Find each line containing the string "this" and return it.

'''

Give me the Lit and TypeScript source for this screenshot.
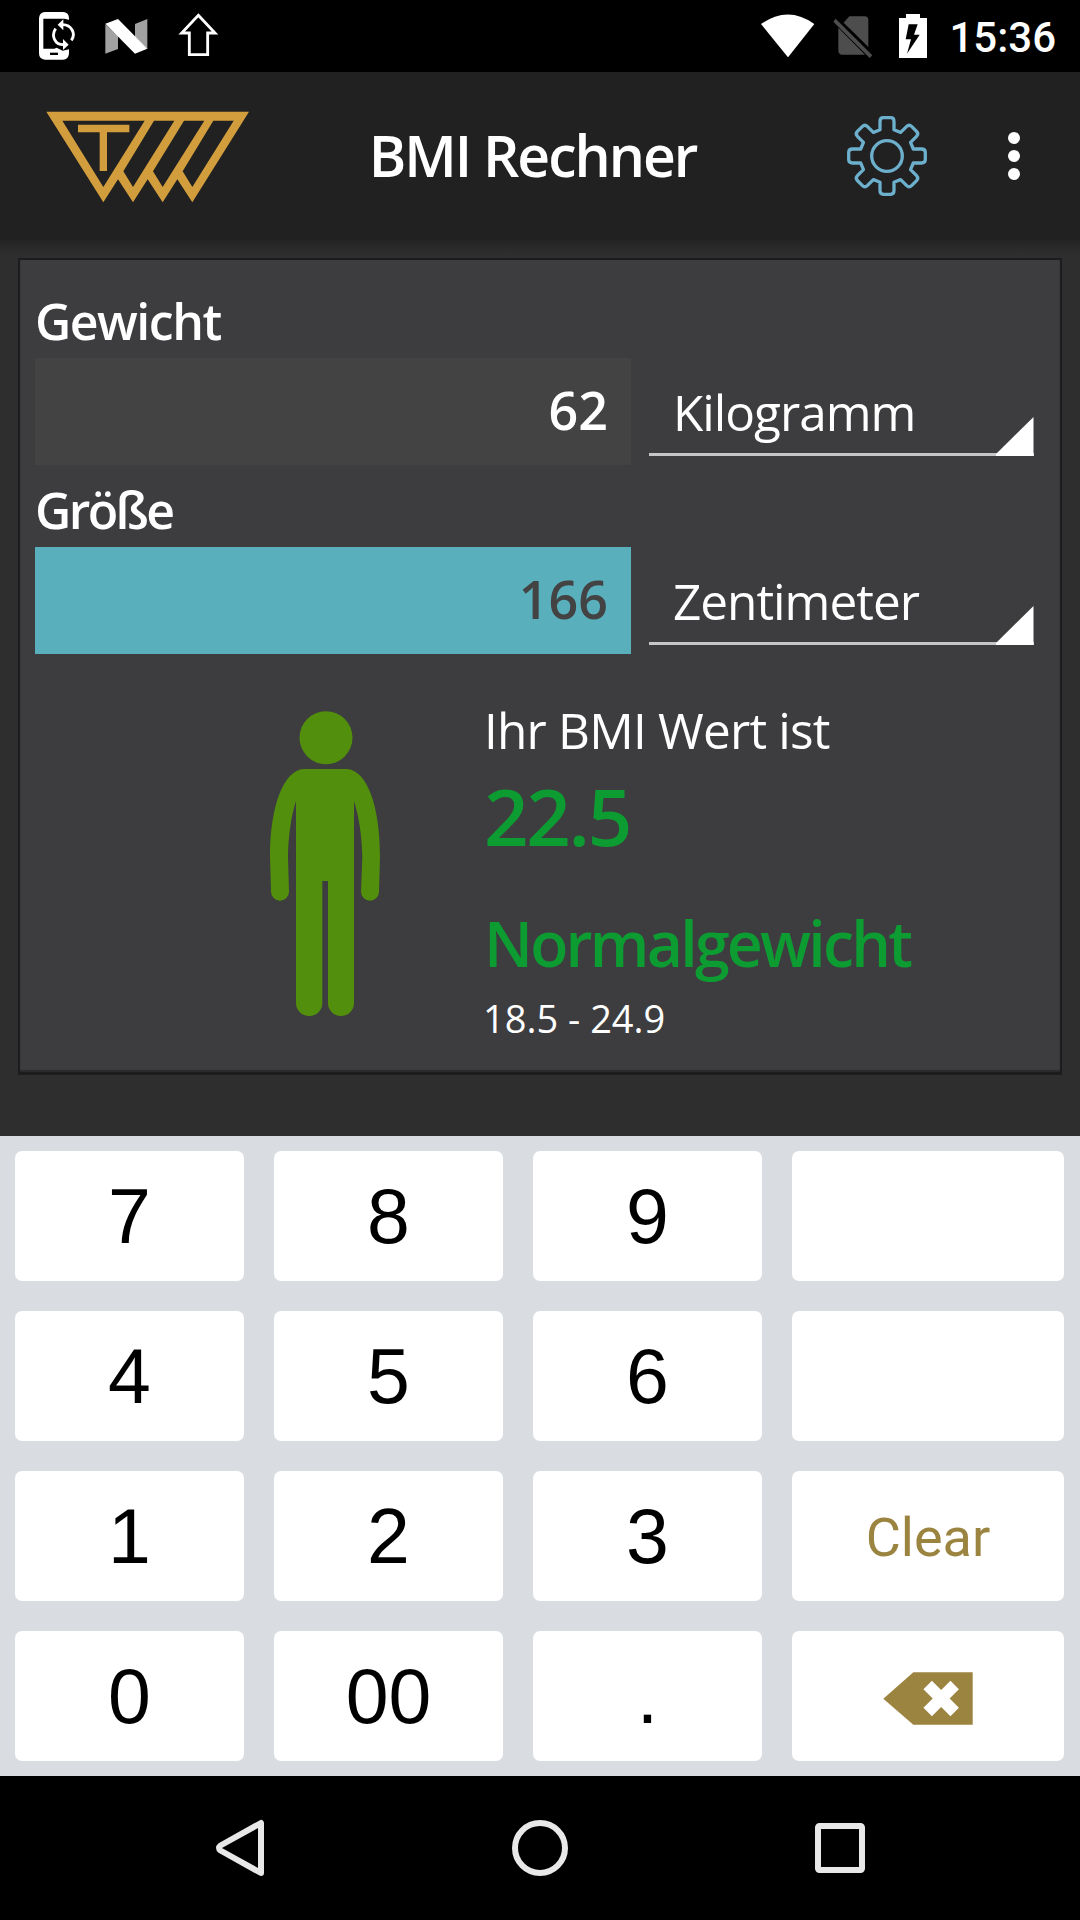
import { LitElement, html, css, svg, nothing } from "lit";
import { customElement, property } from "lit/decorators.js";

/** Outline of a gear with eight rounded teeth, centred on the origin. */
function gearPath(): string {
  const parts: string[] = [];
  for (let i = 0; i < 8; i++) {
    const a = (i * Math.PI) / 4;
    const p = (x: number, y: number) =>
      `${(x * Math.cos(a) - y * Math.sin(a)).toFixed(2)} ${(x * Math.sin(a) + y * Math.cos(a)).toFixed(2)}`;
    parts.push(
      `${i ? "L" : "M"}${p(-7, -26.3)}L${p(-7, -34.5)}Q${p(-7, -38.3)} ${p(-3.6, -38.3)}` +
        `L${p(3.6, -38.3)}Q${p(7, -38.3)} ${p(7, -34.5)}L${p(7, -26.3)}`,
    );
  }
  return parts.join("") + "Z";
}

@customElement("status-bar")
class StatusBar extends LitElement {
  static styles = css`
    :host { display: flex; justify-content: space-between; align-items: flex-start; height: 72px; background: #000; color: #fff; }
    svg { display: block; }
    .group { display: flex; align-items: flex-start; }
    .left { padding-left: 39px; }
    .right { padding-right: 24px; }
    .sync { margin: 12px 30px 0 0; }
    .nougat { margin: 18.5px 30px 0 0; }
    .upload { margin-top: 13px; }
    .wifi { margin: 13.5px 18px 0 0; }
    .sim { margin: 16px 26.5px 0 0; }
    .battery { margin: 14px 22px 0 0; }
    .time { font: 500 42px/72px Roboto, sans-serif; margin-top: 2px; }
  `;
  render() {
    return html`
      <div class="group left">
        <svg class="sync" width="36" height="48" viewBox="117 36 108 144">
          <path fill="#fff" d="M135 36H189Q207 37 207 55V59L193 56H130V146H163L170 143L188 152L207 148V160Q206 179 189 179H135Q117 178 117 160V55Q118 37 135 36Z" />
          <path fill="#000" d="M150 158H174V165H150Z" />
          <path fill="none" stroke="#fff" stroke-width="8.5" d="M188 74C214 74 229 101 214 121M190 134C165 134 152 107 167 86" />
          <path fill="#fff" d="M190 58V91L173 74ZM189 117V150L206 134Z" />
        </svg>
        <svg class="nougat" width="43" height="35" viewBox="314 56 129 105">
          <path fill="#a2a2a2" d="M315 72L353 108V146L315 160ZM404 71L441 56V146L404 110Z" />
          <path fill="#fff" d="M315 70L353 56L441 145L404 160Z" />
        </svg>
        <svg class="upload" width="41" height="44" viewBox="533 39 123 132">
          <path fill="none" stroke="#fff" stroke-width="8.500" d="M594 46L644 99H622V164H567V99H544Z" />
        </svg>
      </div>
      <div class="group right">
        <svg class="wifi" width="53.5" height="43.5" viewBox="122 41 160.5 130.5">
          <path fill="#fff" d="M122 71Q203 14 282 71L203 171Z" />
        </svg>
        <svg class="sim" width="40" height="43" viewBox="337 48 120 129">
          <path fill="#4d4d4d" d="M386 49H432Q443 50 443 60V141L369 68ZM353 83L433 164H365Q353 163 353 152ZM345 56L455 166L447 174L338 65Z" />
        </svg>
        <svg class="battery" width="28" height="44" viewBox="537 42 84 132">
          <path fill="#fff" d="M558 42H600V54H621V174H537V54H558Z" />
          <path fill="#000" d="M566 73H593L582 104H599L561 161L573 118H557Z" />
        </svg>
        <span class="time">15:36</span>
      </div>
    `;
  }
}

@customElement("app-header")
class AppHeader extends LitElement {
  static styles = css`
    :host { display: grid; grid-template-columns: 318px 434px 182px 1fr; height: 168px; background: #212121; align-items: center; color: #fff; }
    svg { display: block; }
    .logo { margin: 1px 0 0 46px; }
    .title { margin: 0 0 2px; text-align: center; font: 600 57px/80px "Open Sans", sans-serif; letter-spacing: -2px; padding-right: 5px; }
    .gear { margin-left: 94px; }
    .more { margin-left: 74px; }
  `;
  render() {
    return html`
      <svg class="logo" width="204" height="92" viewBox="136 332 612 276">
        <path fill="#d29e3d" fill-rule="evenodd" d="M137 334H745L575 606L530 537L486 606L441 537L397 606L352 537L308 606Z
          M185 361H432L308 560Z M460 361H521L397 560L368 513Z M550 361H611L486 560L457 513Z M638 361H699L575 560L546 513Z" />
        <path fill="#d29e3d" d="M232 373H386V396H319V512H297V396H232Z" />
      </svg>
      <h1 class="title">BMI Rechner</h1>
      <svg class="gear" width="84" height="84" viewBox="-41 -42 84 84" fill="none" stroke="#6db0cd" stroke-width="3.300" stroke-linejoin="round">
        <path d=${gearPath()} />
        <circle r="15.3" />
      </svg>
      <svg class="more" width="12" height="48" viewBox="0 0 12 48" fill="#fff">
        ${[6, 24, 42].map((y) => svg`<circle cx="6" cy=${y} r="6" />`)}
      </svg>
    `;
  }
}

@customElement("measure-field")
class MeasureField extends LitElement {
  @property() label = "";
  @property() value = "";
  @property() unit = "";
  @property({ type: Boolean }) active = false;
  static styles = css`
    :host { display: block; font-family: "Open Sans", sans-serif; color: #fff; }
    .label { box-sizing: border-box; height: 75px; padding-top: 1px; font-size: 50px; line-height: 75px; font-weight: 600; letter-spacing: -1.5px; }
    :host([active]) .label { letter-spacing: -2.6px; }
    .row { display: grid; grid-template-columns: 596px 385px; column-gap: 18px; height: 107px; align-items: start; }
    .value { box-sizing: border-box; height: 107px; padding: 0 23px 0 0; text-align: right; background: #434343; font-size: 52px; line-height: 103px; font-weight: 600; }
    .value.active { background: #59afbc; color: #434343; }
    .unit { display: grid; grid-template-columns: 1fr 38px; grid-template-rows: 98px; height: 98px; box-sizing: border-box; background: linear-gradient(#c6c6c6, #c6c6c6) bottom / 100% 3px no-repeat; }
    .name { font-size: 49.5px; line-height: 109px; letter-spacing: -1px; padding-left: 24px; white-space: nowrap; }
    .corner { align-self: end; display: block; }
  `;
  render() {
    return html`
      <div class="label">${this.label}</div>
      <div class="row">
        <div class="value ${this.active ? "active" : ""}">${this.value}</div>
        <div class="unit">
          <span class="name">${this.unit}</span>
          <svg class="corner" width="38" height="39" viewBox="0 0 38 39"><path fill="#fff" d="M37.500 0V39H0V37Z" /></svg>
        </div>
      </div>
    `;
  }
}

@customElement("bmi-result")
class BmiResult extends LitElement {
  static styles = css`
    :host { display: grid; grid-template-columns: 449px 1fr; font-family: "Open Sans", sans-serif; color: #fff; }
    .figure { display: block; margin: 57px 0 0 235px; }
    .text { padding-top: 40.5px; white-space: nowrap; }
    .lead { font-size: 49.5px; line-height: 70px; letter-spacing: -0.8px; }
    .bmi { font-size: 78px; line-height: 102px; font-weight: 600; color: #0d9c32; letter-spacing: -2.3px; }
    .category { margin-top: 34px; font-size: 62.5px; line-height: 84px; font-weight: 600; color: #0d9c32; letter-spacing: -2.75px; }
    .range { font-size: 38px; line-height: 66px; margin-left: -1px; }
  `;
  render() {
    return html`
      <svg class="figure" width="110" height="306" viewBox="90 63 330 918" fill="#528f0c">
        <circle cx="258" cy="143" r="79.5" />
        <path d="M192 237H320C382 240 420 350 420 500L417 605A27 27 0 0 1 363 605L367 500C366 440 357 380 342 333V939A39 39 0 0 1 264 939V573H247V939A39.5 39 0 0 1 168 939V333C153 380 145 440 144 500L147 605A27 27 0 0 1 93 605L90 500C90 350 130 240 192 237Z" />
      </svg>
      <div class="text">
        <div class="lead">Ihr BMI Wert ist</div>
        <div class="bmi">22.5</div>
        <div class="category">Normalgewicht</div>
        <div class="range">18.5 - 24.9</div>
      </div>
    `;
  }
}

@customElement("key-pad")
class KeyPad extends LitElement {
  static styles = css`
    :host { display: grid; box-sizing: border-box; height: 640px; padding: 15px 16px 15px 15px; background: #d9dce1; grid-template-columns: repeat(3, 229px) 1fr; grid-template-rows: repeat(4, 130px); gap: 30px; }
    .key { display: flex; align-items: center; justify-content: center; margin: 0; padding: 0; border: 0; border-radius: 7px; background: #fff; color: #000; font: 400 77px/130px "Liberation Sans", Arial, sans-serif; }
    .clear { font: 400 54px/130px Roboto, sans-serif; color: #9b8340; padding-top: 3px; }
    .erase { display: block; margin-top: 5px; }
  `;
  private keys = ["7", "8", "9", "", "4", "5", "6", "", "1", "2", "3", "Clear", "0", "00", ".", "erase"];
  render() {
    return this.keys.map((k) => {
      if (k === "erase") {
        return html`<button class="key">
          <svg class="erase" width="90" height="53" viewBox="0 0 270 159">
            <path fill="#9b8340" d="M1 80L91 1H269V158H91Z" />
            <path fill="none" stroke="#fff" stroke-width="36" d="M134 39L215 120M215 39L134 120" />
          </svg>
        </button>`;
      }
      return html`<button class="key ${k === "Clear" ? "clear" : ""}">${k || nothing}</button>`;
    });
  }
}

@customElement("nav-bar")
class NavBar extends LitElement {
  static styles = css`
    :host { display: flex; align-items: center; justify-content: space-between; box-sizing: border-box; height: 144px; padding: 0 212px; background: #000; }
    svg { display: block; }
  `;
  render() {
    return html`
      <svg width="56" height="60" viewBox="0 0 56 60" fill="none" stroke="#e8e8e8" stroke-width="6" stroke-linejoin="round">
        <path d="M49 5V55L8.500 32.500Q5.500 30 8.500 27.500Z" />
      </svg>
      <svg width="56" height="60" viewBox="0 0 56 60" fill="none" stroke="#e8e8e8" stroke-width="6">
        <circle cx="28" cy="30" r="25" />
      </svg>
      <svg width="56" height="60" viewBox="0 0 56 60" fill="none" stroke="#e8e8e8" stroke-width="6">
        <rect x="6" y="8" width="44" height="44" rx="1.500" />
      </svg>
    `;
  }
}

@customElement("app-root")
class AppRoot extends LitElement {
  static styles = css`
    :host { display: flex; flex-direction: column; width: 1080px; height: 1920px; overflow: hidden; background: #2e2e2e; }
    .main { flex: 1; box-sizing: border-box; padding: 18px 18px 0; background: linear-gradient(#242424, #2e2e2e 14px); }
    .card { box-sizing: border-box; height: 817px; padding: 23px 15px 0; background: #3d3d3f; border: 2px solid #1c1c1e; border-bottom-width: 3px; box-shadow: inset 0 -2px 1px #2a2a2c; }
    .second { margin-top: 7px; }
  `;
  render() {
    return html`
      <status-bar></status-bar>
      <app-header></app-header>
      <main class="main">
        <section class="card">
          <measure-field label="Gewicht" value="62" unit="Kilogramm"></measure-field>
          <measure-field class="second" label="Größe" value="166" unit="Zentimeter" active></measure-field>
          <bmi-result></bmi-result>
        </section>
      </main>
      <key-pad></key-pad>
      <nav-bar></nav-bar>
    `;
  }
}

'''

§ Reply to the exercise
Give me the Lit and TypeScript source for this screenshot.
      <div class="label">${this.label}</div>
        <div class="value ${this.active ? "active" : ""}">${this.value}</div>
          <span class="name">${this.unit}</span>
    return this.keys.map((k) => {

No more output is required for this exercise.